As shelters opened across Central Florida, officials warned that “historic flooding” could be in store for the region’s low-lying and flood-prone areas, with Hurricane Ian expected to bring torrential downpours through the region.

A palm sways to the early gusts of Hurricane Ian. Ricardo Ramirez Buxeda/Orlando Sentinel)
Ricardo Ramirez Buxeda/TNS
(TNS) - Rick Gossett, 63, puffed on a 305 cigarette outside the entrance gate to Apopka High School, where he expected to spend at least the next two days and nights.

”No smoking on campus,” he shrugged Wednesday afternoon as a drizzle turned to a steadier rain.

Homeless, the retired trucker had bought a $13 Amtrak ticket out of Tampa before Ian arrived and spent Tuesday night under an overpass.

”I was lucky to find this place,” he said of the school shelter. Strangers he didn’t know from an organization he didn’t call rousted him from his patch of pavement with the promise of an Uber ride to Apopka and safe accommodations for the storm.

As shelters opened across Central Florida, officials warned that “historic flooding” could be in store for the region’s low-lying and flood-prone areas, with Hurricane Ian expected to bring torrential downpours through the region late Wednesday and early Thursday.

“The National Weather Service did call us directly. And they predict that this [flooding] will be something we’ve never seen before,” said Alan Harris, director of Seminole’s office for emergency management. “It’s never good when they call you directly.”

Harris made the comments at a morning press conference at Lyman High School in Longwood, as the county opened its eight emergency shelters at public schools across the county.

In Orange County, teams of law enforcement and firefighters visited mobile home parks to encourage evacuations. The LYNX bus system also provided 13 buses to help transport people, officials said in a late-morning briefing.

“We expect to receive as much as two feet of rainfall within our county, that means we’re going to have some localized flooding within our county,” Maroy Jerry Demings said.

Orange County residents should hunker down and stay off roadways starting at 2 p.m. Wednesday, Demings said, after which winds could prove hazardous.

The county is “within the crosshairs” of the storm, which has neared Category 5 strength and will bring tropical storm and hurricane-force winds by the time it crosses the state and reaches Central Florida. Hurricane Ian could dump two feet of rainfall over the next 36 hours here.

“That means we’re going to have some localized flooding,” the mayor said at a news conference.

Five shelters throughout the county are open and accepting residents: Apopka High School, Ocoee High School, Dr. Phillips High School, Oak Ridge High School and Timber Creek High School. At Apopka High, which began accepting residents at 8 a.m., a worker said about 80 people had been checked in by around noon.

Jim Carollo, 69, came to the Apopka school’s shelter from nearby. He lives in a mobile home park and didn’t want to bet on his trailer surviving the storm. Many of his neighbors are staying put, he said.

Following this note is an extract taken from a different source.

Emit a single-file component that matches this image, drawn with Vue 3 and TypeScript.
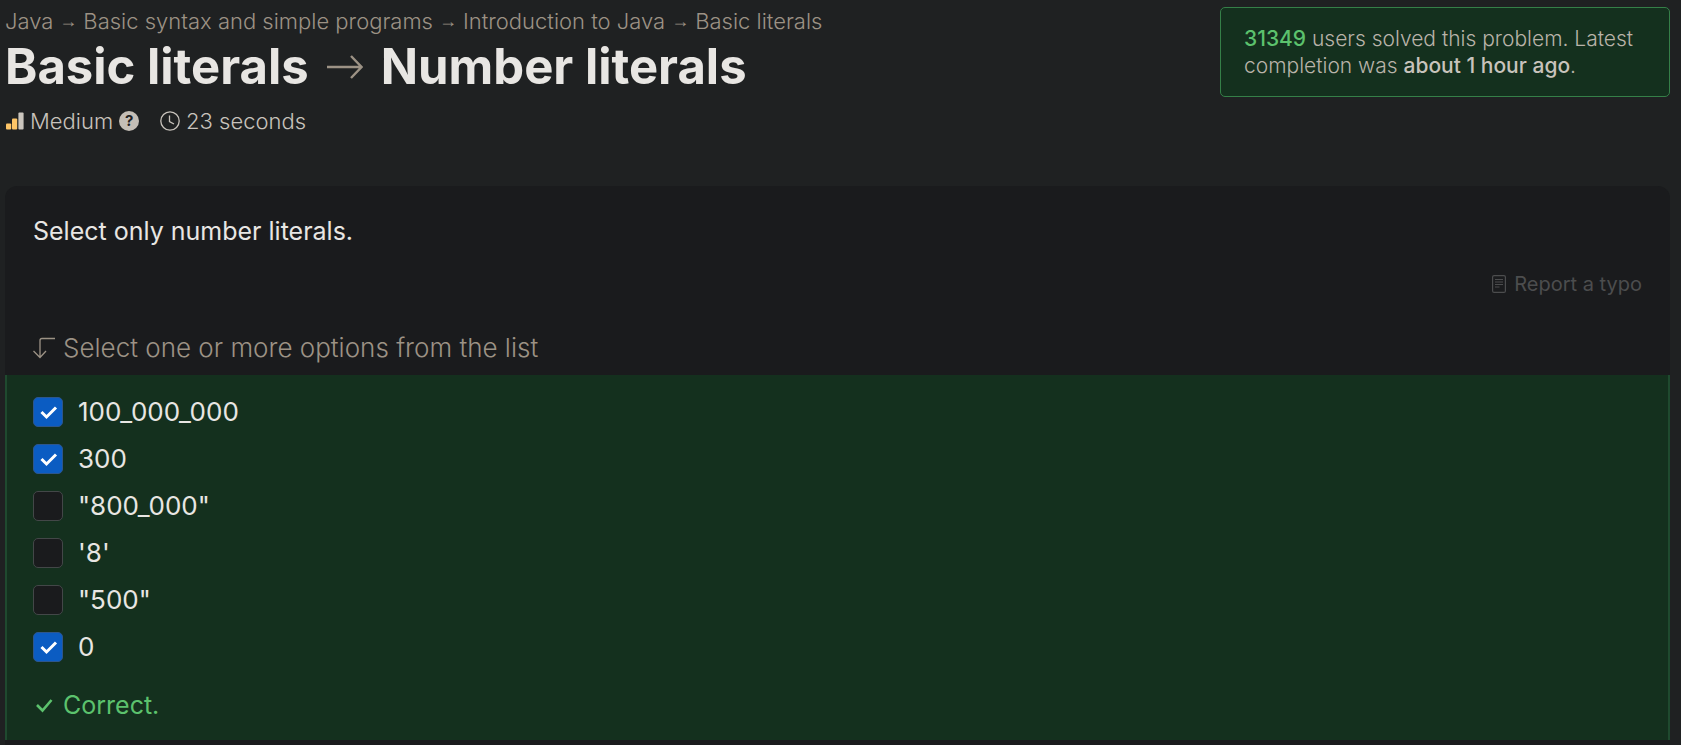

The shelter isn’t comfy, he said, but it’s safe. They also gave him something to eat: a strawberry PopTart.

Citing data from Visit Orlando, Demings said occupancy at area hotels was about 85%, meaning there’s still room for evacuees, or those seeking a last-minute place to ride out the storm.

Teams of law enforcement and fire crews are visiting mobile home parks in the county in known low-laying areas hoping to encourage residents to evacuate. Demings said 13 parks are of concern. LYNX, the region’s bus service, provided 13 buses to help transport people to shelters.

“What we’re trying to do is mitigate the impact on our residents by evacuating those areas,” he said.

Seminole ordered the evacuation of residents who live in flood-prone areas, mobile and manufactured homes, and people with special needs as Hurricane Ian is expected to bring more than a foot of rain.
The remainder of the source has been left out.